The gipsy glanced at the muleteer from under his projecting eyebrows, and nodded a surly recognition.

"Will you come with me to clip a mule?" said Paco.

"I have no time," replied the esquilador. "The heat of the day is past, and I must be moving. I have ten leagues to do between this and morning."

"A quartillo of wine will be no bad preparation for the journey," said the muleteer; "and I will readily bestow one in memory of the spavined mule which you tried to palm upon me, but could not, now some three years past."

The gipsy gave another of his furtive and peculiar glances, accompanied by a slight grin.

"Thanks for your offer," said he, "but I tell you again I have no time either to drink or shear. I must be gone before those mad fellows return, and detain me by some new prank."

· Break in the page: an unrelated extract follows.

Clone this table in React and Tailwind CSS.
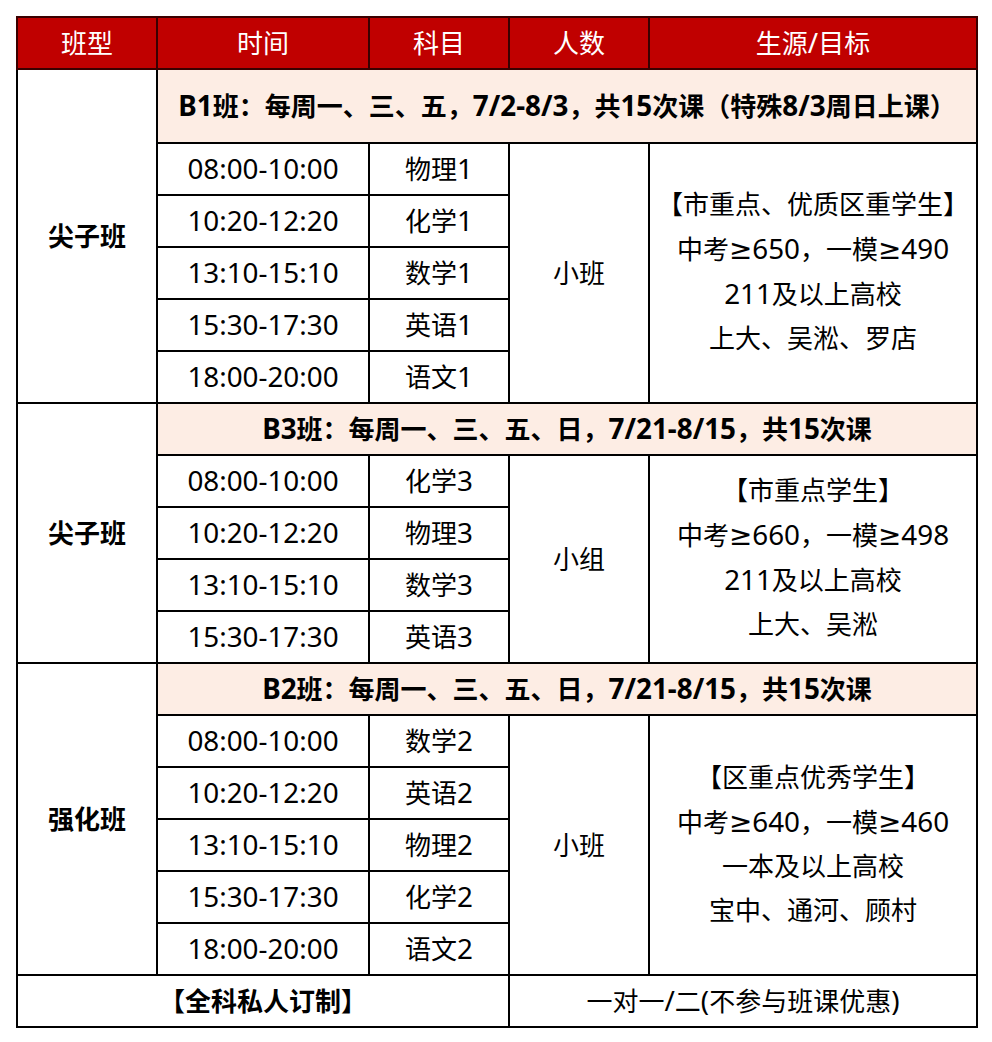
import React from 'react'

const groups = [
    {
        type: '尖子班',
        title: 'B1班：每周一、三、五，7/2-8/3，共15次课（特殊8/3周日上课）',
        titleH: 'h-[74px]',
        size: '小班',
        rows: [
            ['08:00-10:00', '物理1'],
            ['10:20-12:20', '化学1'],
            ['13:10-15:10', '数学1'],
            ['15:30-17:30', '英语1'],
            ['18:00-20:00', '语文1'],
        ],
        target: ['【市重点、优质区重学生】', '中考≥650，一模≥490', '211及以上高校', '上大、吴淞、罗店'],
    },
    {
        type: '尖子班',
        title: 'B3班：每周一、三、五、日，7/21-8/15，共15次课',
        titleH: 'h-[52px]',
        size: '小组',
        rows: [
            ['08:00-10:00', '化学3'],
            ['10:20-12:20', '物理3'],
            ['13:10-15:10', '数学3'],
            ['15:30-17:30', '英语3'],
        ],
        target: ['【市重点学生】', '中考≥660，一模≥498', '211及以上高校', '上大、吴淞'],
    },
    {
        type: '强化班',
        title: 'B2班：每周一、三、五、日，7/21-8/15，共15次课',
        titleH: 'h-[52px]',
        size: '小班',
        rows: [
            ['08:00-10:00', '数学2'],
            ['10:20-12:20', '英语2'],
            ['13:10-15:10', '物理2'],
            ['15:30-17:30', '化学2'],
            ['18:00-20:00', '语文2'],
        ],
        target: ['【区重点优秀学生】', '中考≥640，一模≥460', '一本及以上高校', '宝中、通河、顾村'],
    },
]

const cell = 'border-2 border-black text-center align-middle p-0'

// latin runs render a bit larger, like the YaHei original
function T({ text }) {
    const parts = text.split(/([\x21-\x7e≥]+)/)
    return (
        <>
            {parts.map((p, i) =>
                i % 2 === 1 ? (
                    <span key={i} className="text-[1.07em]">{p}</span>
                ) : (
                    <React.Fragment key={i}>{p}</React.Fragment>
                )
            )}
        </>
    )
}

export default function App() {
    return (
        <div
            className="bg-white min-h-screen pt-[16px] pl-[16px] text-black text-[26px]"
            style={{ fontFamily: '"Noto Sans", "DejaVu Sans", "Noto Sans CJK SC", sans-serif' }}
        >
            <table className="border-collapse table-fixed w-[960px] leading-none">
                <colgroup>
                    <col className="w-[140px]" />
                    <col className="w-[212px]" />
                    <col className="w-[140px]" />
                    <col className="w-[140px]" />
                    <col className="w-[328px]" />
                </colgroup>
                <thead>
                    <tr className="h-[52px] bg-[#c00000] text-white">
                        <th className="border-2 border-[#3a0000] font-normal">班型</th>
                        <th className="border-2 border-[#3a0000] font-normal">时间</th>
                        <th className="border-2 border-[#3a0000] font-normal">科目</th>
                        <th className="border-2 border-[#3a0000] font-normal">人数</th>
                        <th className="border-2 border-[#3a0000] font-normal"><T text="生源/目标" /></th>
                    </tr>
                </thead>
                <tbody>
                    {groups.map((g, gi) => (
                        <React.Fragment key={gi}>
                            <tr className={g.titleH}>
                                <td rowSpan={g.rows.length + 1} className={cell + ' font-bold'}>{g.type}</td>
                                <td colSpan={4} className={cell + ' bg-[#fdede4] font-bold'}><T text={g.title} /></td>
                            </tr>
                            {g.rows.map((r, ri) => (
                                <tr key={ri} className="h-[52px]">
                                    <td className={cell}><T text={r[0]} /></td>
                                    <td className={cell}><T text={r[1]} /></td>
                                    {ri === 0 && (
                                        <>
                                            <td rowSpan={g.rows.length} className={cell}>{g.size}</td>
                                            <td rowSpan={g.rows.length} className={cell}>
                                                <div className="flex flex-col items-center leading-[44px] pb-[4px]">
                                                    {g.target.map((t, ti) => (
                                                        <span key={ti}><T text={t} /></span>
                                                    ))}
                                                </div>
                                            </td>
                                        </>
                                    )}
                                </tr>
                            ))}
                        </React.Fragment>
                    ))}
                    <tr className="h-[52px]">
                        <td colSpan={3} className={cell + ' font-bold'}>【全科私人订制】</td>
                        <td colSpan={2} className={cell}><T text="一对一/二(不参与班课优惠)" /></td>
                    </tr>
                </tbody>
            </table>
        </div>
    )
}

The noisy chatter and laughter of the soldiers was heard as he spoke. The dog had got clear off, and they were returning to the kettle to devour what was left there. The gipsy turned to go, when Paco put his hand into his pocket, and on again drawing it forth, a comely golden ounce, with the coarse features of Ferdinand VII. stamped in strong relief on its bright yellow surface, lay upon the palm. The eyes of the esquilador sparkled at the sight, and he extended his hand as if to clutch the coin. Paco closed his fingers.

"Gently, friend Jaime," said he; "nothing for nothing is a good motto to grow rich upon. This shining onça, and more of the same sort, may be yours when you have done service for them."

"And what do you require of me?" said the gipsy, with a quick eagerness that contrasted strongly with his previous apathetic indifference.